I joke when I say this but it’s true, remodeling television shows make it seem like a remodel can be done over a long holiday weekend and that just isn’t the case. From your initial engagement with a designer, to picking a contractor, designing the space, purchasing the materials can take some time. Be prepared.

 

Tile math.

Tile math.

Q

For those of us on a tight budget (because this is San Francisco), tell us a one small way to make a big impact.

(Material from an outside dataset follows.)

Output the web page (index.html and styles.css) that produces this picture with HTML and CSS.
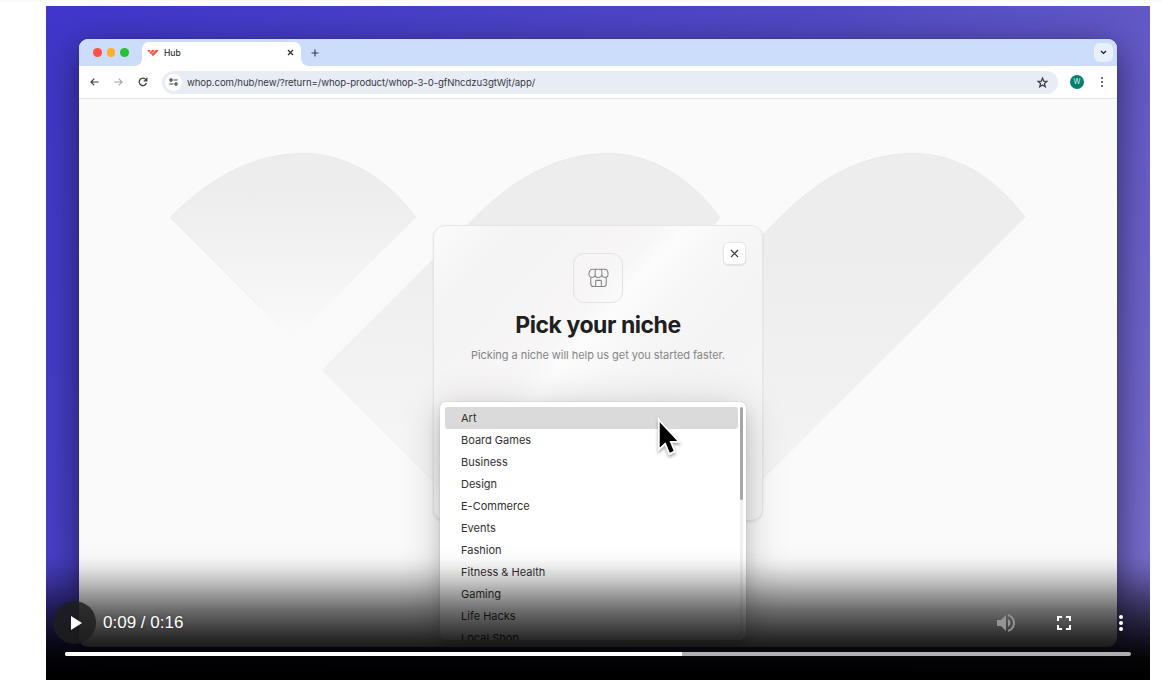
FILE: index.html
```html
<!DOCTYPE html>
<html lang="en">
  <head>
    <meta charset="UTF-8" />
    <meta name="viewport" content="width=device-width, initial-scale=1.0" />
    <title>Hub</title>
    <link rel="stylesheet" href="styles.css">
  </head>

  <body>
    <div class="video">
      <div class="window">
        <div class="tabs">
          <div class="dots">
            <span class="dot red"></span>
            <span class="dot yellow"></span>
            <span class="dot green"></span>
          </div>
          <div class="tab">
            <svg width="12" height="8" viewBox="0 0 12 8" fill="#f0523a">
              <path d="M0.3 1.5Q2 0 3.8 1.5L2 3.3Z" />
              <path d="M2.4 3.7L4.6 1.500Q6 0 7.500 1.500L3.900 5.200Z" />
              <path d="M4.300 5.500L8.300 1.500Q9.800 0 11.600 1.500L5.900 7.200Z" />
            </svg>
            <span class="tab-title">Hub</span>
            <svg width="7" height="7" viewBox="0 0 7 7" stroke="#2b2d31" stroke-width="1.2">
              <path d="M1 1L6 6M6 1L1 6" />
            </svg>
          </div>
          <svg class="plus" width="8" height="8" viewBox="0 0 8 8" stroke="#3b3f46" stroke-width="1.2">
            <path d="M4 0.5V7.5M0.5 4H7.5" />
          </svg>
          <div class="tab-search">
            <svg width="7" height="5" viewBox="0 0 7 5" fill="none" stroke="#1f2227" stroke-width="1.4">
              <path d="M1 1L3.5 3.4L6 1" />
            </svg>
          </div>
        </div>

        <div class="toolbar">
          <div class="nav">
            <svg width="9" height="8" viewBox="0 0 9 8" fill="none" stroke="#3c3f43" stroke-width="1.2">
              <path d="M8.7 4H1M4.3 0.6L0.9 4L4.3 7.4" />
            </svg>
            <svg width="9" height="8" viewBox="0 0 9 8" fill="none" stroke="#a3a5a8" stroke-width="1.1">
              <path d="M0.3 4H8M4.7 0.6L8.1 4L4.7 7.4" />
            </svg>
            <svg width="10" height="10" viewBox="0 0 10 10" fill="none" stroke="#3c3f43" stroke-width="1.3">
              <path d="M8.4 6A3.7 3.7 0 1 1 7.8 2.6L8.6 3.6M8.8 0.8V3.9H5.7" />
            </svg>
          </div>
          <div class="address">
            <span class="site">
              <svg width="9" height="8" viewBox="0 0 9 8" fill="none" stroke="#3c3f43" stroke-width="1.2">
                <path d="M4.6 2H8.6M0.4 6H4.4" />
                <circle cx="2" cy="2" r="1.1" />
                <circle cx="7" cy="6" r="1.1" />
              </svg>
            </span>
            <span class="url">whop.com/hub/new/?return=/whop-product/whop-3-0-gfNhcdzu3gtWjt/app/</span>
            <svg class="star" width="11" height="11" viewBox="0 0 12 12" fill="none" stroke="#3c3f43" stroke-width="1.4">
              <path d="M6 1.2L7.3 4.5L10.8 4.8L8.1 7.1L9 10.6L6 8.7L3 10.6L3.9 7.1L1.2 4.8L4.7 4.5Z" />
            </svg>
          </div>
          <span class="avatar">W</span>
          <svg width="4" height="12" viewBox="0 0 4 12" fill="#3c3f43">
            <circle cx="2" cy="2" r="1" />
            <circle cx="2" cy="6" r="1" />
            <circle cx="2" cy="10" r="1" />
          </svg>
        </div>

        <div class="page">
          <svg class="wings" width="1038" height="548" viewBox="79 99 1038 548" stroke-width="1">
            <defs>
              <linearGradient id="g1" gradientUnits="userSpaceOnUse" x1="0" y1="153" x2="0" y2="340">
                <stop offset="0.2" stop-color="#ededed" />
                <stop offset="1" stop-color="#fafafa" />
              </linearGradient>
              <linearGradient id="g2" gradientUnits="userSpaceOnUse" x1="0" y1="153" x2="0" y2="520">
                <stop offset="0.2" stop-color="#ededed" />
                <stop offset="1" stop-color="#f8f8f8" />
              </linearGradient>
              <linearGradient id="g3" gradientUnits="userSpaceOnUse" x1="0" y1="153" x2="0" y2="620">
                <stop offset="0.2" stop-color="#ededed" />
                <stop offset="1" stop-color="#f7f7f7" />
              </linearGradient>
              <linearGradient id="line" gradientUnits="userSpaceOnUse" x1="0" y1="153" x2="0" y2="500">
                <stop offset="0" stop-color="#e8e8e8" />
                <stop offset="1" stop-color="#f3f3f3" />
              </linearGradient>
            </defs>
            <path fill="url(#g1)" d="M170 217.500C212 175 257 153.500 303 153.500C350 153.500 390 182 416 217.500L293 340Z" />
            <path fill="none" stroke="url(#line)" d="M260 307L170.500 217.500C212 175 257 153.500 303 153.500C350 153.500 390 182 415.500 217" />
            <path fill="url(#g2)" stroke="url(#line)" d="M322.500 370L475 217.500C517 175 562 153.500 608 153.500C655 153.500 694 182 720 217.500L471 519Z" />
            <path fill="url(#g3)" d="M475 522L780 217.500C822 175 867 153.500 913 153.500C960 153.500 999 182 1025 217.500L624 618L530 575Z" />
            <path fill="none" stroke="url(#line)" d="M740 257L780 217.500C822 175 867 153.500 913 153.500C960 153.500 999 182 1025 217" />
          </svg>

          <div class="card">
            <button class="close">
              <svg width="9" height="9" viewBox="0 0 9 9" stroke="#333" stroke-width="1.1">
                <path d="M1 1L8 8M8 1L1 8" />
              </svg>
            </button>
            <div class="shop">
              <svg width="21" height="20" viewBox="0 0 22 20" fill="none" stroke="#858585" stroke-width="1.1" stroke-linejoin="round">
                <path d="M4.500 0.800H17.500C20 0.800 21 3.800 21 6A3.100 3.100 0 0 1 14.500 6A3.400 3.400 0 0 1 7.500 6A3.100 3.100 0 0 1 1 6C1 3.800 2 0.800 4.500 0.800ZM7.500 6V3Q7.500 0.800 9 0.800M14.500 6V3Q14.500 0.800 13 0.800" />
                <path d="M2.900 9V16Q2.900 19 5.900 19H16.100Q19.100 19 19.100 16V9M8 19V13.500Q8 12.500 9 12.500H13Q14 12.500 14 13.500V19" />
              </svg>
            </div>
            <h1>Pick your niche</h1>
            <p>Picking a niche will help us get you started faster.</p>

            <div class="menu">
              <ul class="list">
                <li class="active">Art</li>
                <li>Board Games</li>
                <li>Business</li>
                <li>Design</li>
                <li>E-Commerce</li>
                <li>Events</li>
                <li>Fashion</li>
                <li>Fitness &amp; Health</li>
                <li>Gaming</li>
                <li>Life Hacks</li>
                <li>Local Shop</li>
              </ul>
              <div class="scroll"><div class="thumb"></div></div>
            </div>
          </div>
        </div>
      </div>

      <svg class="cursor" width="28" height="41" viewBox="0 0 30 42" preserveAspectRatio="none">
        <path d="M3 3V33.500L9.800 27.500L14.300 38L20.200 35.300L16 25.500H25Z" fill="#000" stroke="#fff" stroke-width="2" />
      </svg>

      <div class="controls">
        <div class="row">
          <button class="play">
            <svg width="12" height="14" viewBox="0 0 12 14" fill="#fff"><path d="M0 0L11 7L0 14Z" /></svg>
          </button>
          <span class="time">0:09 / 0:16</span>
          <svg class="volume" width="18" height="18" viewBox="0 0 18 18" fill="#939393">
            <path d="M0 6V12H4L9 17V1L4 6ZM11 5Q13.500 6.500 13.500 9T11 13ZM11 0.200V2.100C14 3 16 5.700 16 9S14 15 11 15.900V17.800C15 16.900 18 13.300 18 9S15 1.100 11 0.200Z" />
          </svg>
          <svg class="full" width="14" height="14" viewBox="0 0 14 14" fill="none" stroke="#fff" stroke-width="2">
            <path d="M1 5V1H5M9 1H13V5M13 9V13H9M5 13H1V9" />
          </svg>
          <svg width="4" height="16" viewBox="0 0 4 16" fill="#fff">
            <circle cx="2" cy="2" r="2" />
            <circle cx="2" cy="8" r="2" />
            <circle cx="2" cy="14" r="2" />
          </svg>
        </div>
        <div class="timeline"><div class="played"></div></div>
      </div>
    </div>
  </body>
</html>
```
FILE: styles.css
```css
* {
  box-sizing: border-box;
}

body {
  margin: 0;
  padding: 6px 12px 8px 46px;
  background: linear-gradient(#f8f8f8, #fff 3px) no-repeat;
  font-family: Inter, "Liberation Sans", sans-serif;
}

svg {
  display: block;
  flex: none;
}

button {
  display: flex;
  align-items: center;
  justify-content: center;
  padding: 0;
  border: 0;
}

.video {
  position: relative;
  height: 674px;
  padding: 33px 33px 0;
  overflow: hidden;
  background: linear-gradient(125deg, #4036cb 0%, #5149c4 50%, #7a70cc 100%);
}

.window {
  height: 608px;
  border-radius: 9px;
  overflow: hidden;
  background: #fafafa;
  box-shadow: 0 10px 36px rgba(20, 15, 40, 0.68), 0 0 1px rgba(0, 0, 0, 0.5);
}

.tabs {
  display: flex;
  align-items: center;
  height: 27px;
  padding: 0 4px 0 14px;
  background: #ccddfb;
}

.dots {
  display: flex;
  gap: 5px;
  width: 49px;
}

.dot {
  width: 8.7px;
  height: 8.7px;
  border-radius: 50%;
}

.red {
  background: #fb5149;
}

.yellow {
  background: #fdb225;
}

.green {
  background: #25c138;
}

.tab {
  position: relative;
  display: flex;
  align-items: center;
  align-self: flex-end;
  width: 159px;
  height: 24px;
  padding: 0 7px 3px 5px;
  border-radius: 7px 7px 0 0;
  background: #fff;
}

/* flared feet of the tab */
.tab::before,
.tab::after {
  content: "";
  position: absolute;
  bottom: 0;
  width: 7px;
  height: 7px;
}

.tab::before {
  left: -7px;
  background: radial-gradient(circle at 0 0, transparent 6.5px, #fff 7px);
}

.tab::after {
  right: -7px;
  background: radial-gradient(circle at 100% 0, transparent 6.5px, #fff 7px);
}

.tab-title {
  flex: 1;
  margin-left: 5px;
  color: #2f3135;
  font-size: 8.5px;
  font-weight: 500;
}

.plus {
  margin-left: 10px;
}

.tab-search {
  display: flex;
  align-items: center;
  justify-content: center;
  width: 19px;
  height: 19px;
  margin-left: auto;
  border-radius: 6px;
  background: #e8effd;
}

.toolbar {
  display: flex;
  align-items: center;
  height: 33px;
  padding: 0 13px 0 11px;
  border-bottom: 1px solid #e3e4e6;
  background: #fff;
}

.nav {
  display: flex;
  align-items: center;
  gap: 15px;
  width: 72px;
}

.address {
  display: flex;
  align-items: center;
  flex: 1;
  height: 23px;
  padding: 0 10px 0 3px;
  border-radius: 12px;
  background: #e8ecf5;
}

.site {
  display: flex;
  align-items: center;
  justify-content: center;
  width: 17px;
  height: 17px;
  border-radius: 50%;
  background: #fff;
}

.url {
  margin-left: 5px;
  color: #37393d;
  font-size: 9.6px;
  letter-spacing: -0.075px;
  white-space: nowrap;
}

.star {
  margin-left: auto;
}

.avatar {
  width: 14px;
  height: 14px;
  margin: 0 16px 0 12px;
  border-radius: 50%;
  background: #078071;
  color: #d9f0ec;
  font-size: 7px;
  line-height: 14px;
  text-align: center;
}

.page {
  position: relative;
  display: flex;
  justify-content: center;
  height: 548px;
  padding-top: 126px;
}

.wings {
  position: absolute;
  top: 0;
  left: 0;
}

.card {
  position: relative;
  display: flex;
  flex-direction: column;
  align-items: center;
  width: 330px;
  height: 296px;
  padding-top: 27px;
  border: 1px solid #e6e6e6;
  border-radius: 12px;
  background: linear-gradient(132deg, #fbfbfb 0%, #f4f4f4 14%, #f7f5f6 34%, #f8f7f8 38%, #fcfcfc 43%, #f8f7f8 51%, #f4f4f4 64%, #f8f6f7 100%);
  box-shadow: 0 1px 2px rgba(0, 0, 0, 0.1);
}

.close {
  position: absolute;
  top: 16px;
  right: 16px;
  width: 23px;
  height: 23px;
  border: 1px solid #e4e4e4;
  border-radius: 5px;
  background: #fff;
  box-shadow: 0 1px 1px rgba(0, 0, 0, 0.08);
}

.shop {
  display: flex;
  align-items: center;
  justify-content: center;
  width: 50px;
  height: 50px;
  border: 1px solid #e3e3e3;
  border-radius: 11px;
}

.card h1 {
  margin: 8px 0 0;
  color: #202020;
  font-size: 23px;
  font-weight: 700;
  line-height: 28px;
  letter-spacing: -0.45px;
}

.card p {
  margin: 8px 0 0;
  color: #858585;
  font-size: 11px;
  line-height: 16px;
  letter-spacing: -0.05px;
  white-space: nowrap;
}

.menu {
  position: absolute;
  top: 176px;
  left: 6px;
  display: flex;
  width: 306px;
  height: 238px;
  padding: 5px 3px 0 5px;
  border-radius: 5px;
  overflow: hidden;
  background: #fff;
  box-shadow: 0 0 1px rgba(0, 0, 0, 0.35), 0 8px 40px rgba(0, 0, 0, 0.22), 0 8px 14px rgba(0, 0, 0, 0.1);
}

.list {
  flex: 1;
  margin: 0 2px 0 0;
  padding: 0;
  list-style: none;
}

.list li {
  height: 22px;
  padding-left: 16px;
  border-radius: 3px;
  color: #303030;
  font-size: 11px;
  line-height: 22px;
}

.list .active {
  background: #dadada;
}

.scroll {
  width: 3px;
  height: 228px;
  border-radius: 2px;
  background: #f0f0f0;
}

.thumb {
  height: 93px;
  border-radius: 2px;
  background: #a6a6a6;
}

.cursor {
  position: absolute;
  top: 411px;
  left: 610px;
  filter: drop-shadow(0 2px 1.5px rgba(0, 0, 0, 0.35));
}

.controls {
  position: absolute;
  right: 0;
  bottom: 0;
  left: 0;
  height: 146px;
  padding: 67px 19px 0 8px;
  background: linear-gradient(
    rgba(0, 0, 0, 0) 12px,
    rgba(0, 0, 0, 0.02) 24px,
    rgba(0, 0, 0, 0.08) 33px,
    rgba(0, 0, 0, 0.23) 48px,
    rgba(0, 0, 0, 0.38) 60px,
    rgba(0, 0, 0, 0.57) 76px,
    rgba(0, 0, 0, 0.7) 90px,
    rgba(0, 0, 0, 0.83) 104px,
    rgba(0, 0, 0, 0.89) 113px,
    rgba(0, 0, 0, 0.96) 124px,
    #000 140px
  );
}

.row {
  display: flex;
  align-items: center;
  height: 43px;
  padding-right: 8px;
}

.play {
  width: 43px;
  height: 43px;
  margin-left: -1px;
  padding-left: 4px;
  border-radius: 50%;
  background: rgba(30, 30, 30, 0.83);
}

.time {
  margin-left: 7px;
  color: #fff;
  font: 17px "Liberation Sans", Arial, sans-serif;
  text-shadow: 0 0 3px rgba(0, 0, 0, 0.4);
}

.volume {
  margin-left: auto;
}

.full {
  margin: 0 48px 0 42px;
}

.timeline {
  height: 4px;
  margin: 8px 0 0 11px;
  border-radius: 2px;
  overflow: hidden;
  background: #b0aeb0;
}

.played {
  width: 617px;
  height: 4px;
  background: #fff;
}
```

I think most designers would agree that the biggest impact you can make on a tight budget is with paint.  Walls are the biggest surfaces you have. Think of them as a canvas. You can change the feel of every space in your home by changing the color of a wall, by adding an interesting pattern or even by using mixed media – there are some really great removable wallpapers that are affordable. Wallpaper mixed with a fresh coat of paint can elevate your space and your soul.

Q

What is one idea that you want to impart to everyone in the world or leave as your legacy?

Everyone just needs to be kinder to one another. I recently shared, on social media, a post about equity and equality. Equality is giving everyone the same thing whereas equity is scaling what’s given because everyone’s needs are not the same.

Q

What is one thing that you have as a take away, that you’re really inspired by, working here, with these people?

The great thing about our team is that when we are all working in our element, we are the best versions of ourselves. The designs we create are endlessly inspiring. I'm inspired when I feel productive. I can't wait for the next one!